Of course, the star of the show is the surprisingly uproarious Mr. Fiennes. It’s rare to see him in a comic role, with his CV rather generous with its uber-villains, tortured lovers and po-faced parts. Of course, In Bruges and Skyfall, if not just his immense talent, proved he could handle deadpan humour. But I wonder if anyone knew he could do it so well. He is a sheer delight to watch in action, and delivers each with line with eloquence, panache and conviction, even when – or especially when – peppered with ‘darlings’. Every gesture, curled lip or disgruntled expression is a wonder to behold and quite frankly watching Ralph Fiennes do high-camp will never fail to be entertaining.
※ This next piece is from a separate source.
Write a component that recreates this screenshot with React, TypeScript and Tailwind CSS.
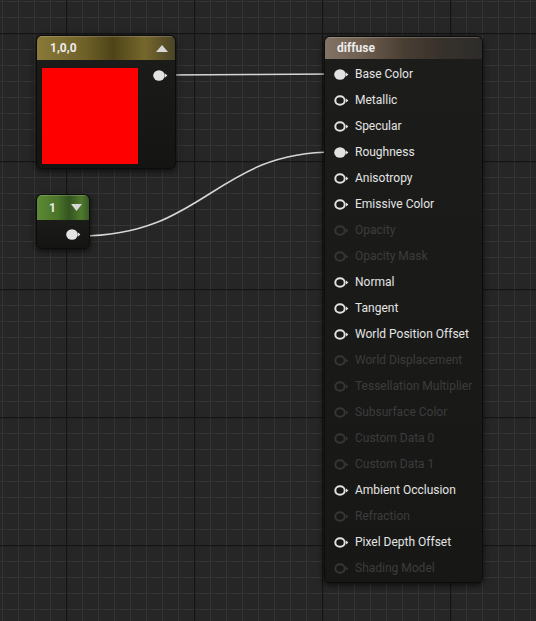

Some have labelled The Grand Budapest Hotel a masterpiece, and I would be inclined to agree. This is a film as elaborate, delicious and multi-layered as the cakes Agatha slaves over at Mendl’s and as exhilarating as the ridiculous sledge-chase that initiates a fabulous confrontation between Fiennes and Dafoe. The immaculate facade that is Zubrowska, or the hotel itself may create a fictional world, but it is not an inaccessible one. For all the callousness and greed, there is kindness and tenderness and perhaps most of all beauty.
Check in, stay awhile and indulge in unadulterated chaotic splendour.